La Bretagne se prête parfaitement à cette analyse. J’ai eu la chance de la voir évoluer depuis les années 1960, depuis l’alliance d’un bloc réactionnaire subordonnant les Bretons à leurs nobliaux et curés, au nom de la défense de la propriété, avec un bloc moderniste qui tentait de les unifier sous l’hégémonie de gros entrepreneurs de l’agroalimentaire, tel Alexis Gourvennec, dans le Comité de liaison des intérêts bretons, et enfin une coalition qui tentait de les rallier comme travailleurs exploités, polarisant la contestation régionaliste contre le grand capital et l’État français, et l’aspiration des femmes à la liberté contre la domination cléricale. Ce devenir bloc, représenté par des socialistes chrétiens ou des écologistes, l’a emporté dans les années 1970 et depuis dominait la Bretagne. Cette Bretagne sous hégémonie moderniste de gauche, les géographes politiques français (Hervé Le Bras, Emmanuel Todd, Christophe Guilluy, Laurent Davezies), dans leurs livres récents, la classent « à part » dans le triste paysage du monde semi-rural périphérique voué au vote FN : la seule région qui, contrairement aux autres aires non métropolitaines, aurait réussi à s’accrocher au coté brillant de la mondialisation. Et patatras : elle s’effondre depuis l’an dernier. C’est que nos auteurs, dans leurs analyses souvent pertinentes, ont oublié la dimension écologique.
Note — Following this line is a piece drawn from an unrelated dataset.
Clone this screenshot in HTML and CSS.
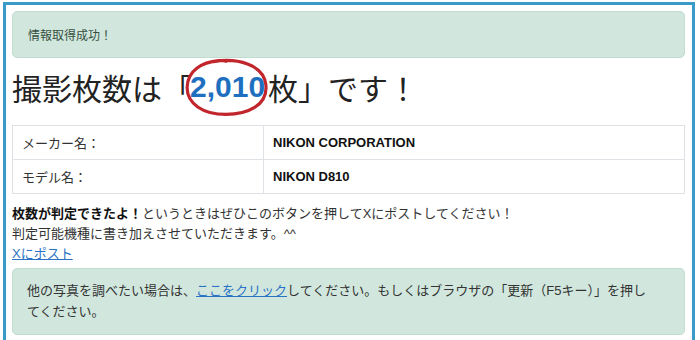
FILE: index.html
```html
<!DOCTYPE html>
<html lang="ja">
<head>
    <meta charset="UTF-8">
    <meta name="viewport" content="width=device-width, initial-scale=1.0">
    <title>撮影枚数チェッカー</title>
    <link rel="stylesheet" href="styles.css">
</head>
<body>
    <div class="frame">
        <div class="alert alert-ok">情報取得成功！</div>

        <h1 class="count-title">撮影枚数は「<span class="count"><span class="count-num">2,010</span><svg class="circle" viewBox="0 0 80 58" width="80" height="58" preserveAspectRatio="none" aria-hidden="true"><path d="M28 4.5 C 50 0.5, 76 7, 78 27 C 80 47, 60 55.5, 40 55.5 C 18 55.5, 2.5 45, 3 29 C 3.5 13, 17 5, 33 3.5 C 36 3.2, 38 3.5, 40 4.2" fill="none" stroke="#c1262d" stroke-width="3" stroke-linecap="round"/></svg></span>枚」です！</h1>

        <table class="info">
            <tr>
                <td class="label">メーカー名：</td>
                <td class="value">NIKON CORPORATION</td>
            </tr>
            <tr>
                <td class="label">モデル名：</td>
                <td class="value">NIKON D810</td>
            </tr>
        </table>

        <p class="note">
            <strong>枚数が判定できたよ！</strong>というときはぜひこのボタンを押してXにポストしてください！<br>
            判定可能機種に書き加えさせていただきます。^^<br>
            <a href="#">Xにポスト</a>
        </p>

        <div class="alert alert-info">
            他の写真を調べたい場合は、<a href="#">ここをクリック</a>してください。もしくはブラウザの「更新（F5キー）」を押してください。
        </div>
    </div>
</body>
</html>
```

FILE: styles.css
```css
body {
    margin: 0;
    background-color: #ffffff;
    font-family: 'Liberation Sans', 'Noto Sans CJK JP', sans-serif;
    color: #333333;
}

.frame {
    box-sizing: border-box;
    width: 692px;
    height: 340px;
    margin: 2px 0 0 3px;
    padding: 6px 7px 0 6px;
    border: 3px solid #3b9bc8;
    border-bottom: none;
}

.alert {
    border: 1px solid #c2dccf;
    border-radius: 5px;
    background-color: #d1e7dd;
}

.alert-ok {
    height: 47px;
    box-sizing: border-box;
    padding: 0 15px;
    display: flex;
    align-items: center;
    font-size: 12px;
    color: #36503f;
}

.count-title {
    margin: 0;
    height: 67px;
    box-sizing: border-box;
    padding-bottom: 9px;
    display: flex;
    align-items: center;
    font-size: 30px;
    font-weight: normal;
    color: #222222;
}

.count {
    position: relative;
    display: inline-block;
    line-height: 34px;
    padding: 0 3px 0 0;
    margin-left: -2px;
}

.count-num {
    font-weight: bold;
    color: #1f6fc0;
}

.circle {
    position: absolute;
    left: -6px;
    top: -13px;
    width: 84px;
    height: 60px;
}

.info {
    width: 100%;
    border-collapse: collapse;
    font-size: 13px;
}

.info td {
    height: 33px;
    padding: 0 9px;
    border: 1px solid #dee2e6;
}

.info .label {
    width: 232px;
}

.info .value {
    font-weight: bold;
    color: #111111;
}

.note {
    margin: 10px 0 4px;
    font-size: 13px;
    line-height: 20px;
}

.note strong {
    color: #111111;
}

a {
    color: #2a72c4;
    text-decoration: underline;
}

.alert-info {
    padding: 11px 32px 12px 14px;
    font-size: 13px;
    line-height: 21px;
    color: #333333;
}
```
Or, précisément, la crise est une crise à racines écologiques, notamment une crise de l’agriculture intensive mondialisée, dont la France, et tout particulièrement la Bretagne, est l’exemple. Et cette crise affole la Bretagne depuis l’an dernier. Les très pro-européens Bretons ne reconnaissent plus leur monde. Leurs emplois liés au productivisme s’effondrent. La classe ouvrière est dispersée dans de petites usines qu’on ferme ou comme patronat auto-exploité de camionneurs qu’on taxe. Sans compter les intérimaires roumains. Les paysans voient leurs investissements dans le modèle productiviste brutalement dévalorisés. La taxe poids lourds, qui faisait consensus, apparaît désormais comme un complot parisien, voire bruxellois, contre la Bretagne. La porte est ouverte à la reconstitution d’un bloc de droite des « entrepreneurs lésés ». C’est la révolte des bonnets rouges. Mélenchon a bien tort de les traiter d’ « esclaves » et de « nigauds », comme s’il vilipendait le vieux bloc clérical de 1871. En fait la Bretagne voit depuis cinquante ans la concurrence des deux blocs modernistes à vocation hégémonique mais aux frontières fluctuantes : l’un autour des travailleurs contestant le modèle productiviste où ils sont enfermés, l’autre autour des entrepreneurs ayant investi dans un modèle agroalimentaire bas de gamme (symbolisé par les poulets Doux), modèle périmé parce que le Brésil saura toujours faire bien pire. Un bloc aux méthodes « musclées » (attaques de préfectures et des voies ferrées) mais qui peut s’appuyer sur le sentiment nationalitaire breton contre « Paris ». Et qui marque aujourd’hui des points. C’est que le bloc progressiste-écologiste ** s’est retrouvé, à son corps défendant, en première ligne contre Ayrault, et sur ses terres : à Notre-Dame-des-Landes. Il s’est le premier senti trahi par la gauche gouvernementale. Alors l’autre bloc, patronal, reprend du poil de la bête, s’engouffre dans la brèche et passe à la contre-offensive, depuis les terres d’origine de la Confédération paysanne. Du coup, celle-ci est clouée sur place, elle qui dénonçait la surexploitation des paysans par l’agroalimentaire et la grande distribution, avec sa noria de camions !

Mais, en cherchant à faire feu de tout bois contre Ayrault, en se mêlant à la lutte de Notre-Dame-des-Landes contre un projet de transport productiviste aberrant, le bloc patronal des bonnets rouges risque de se prendre un râteau : la dénonciation du même modèle, mais dans l’agriculture intensive, celui qui a conduit la Bretagne dans l’impasse. Il va falloir jouer serré.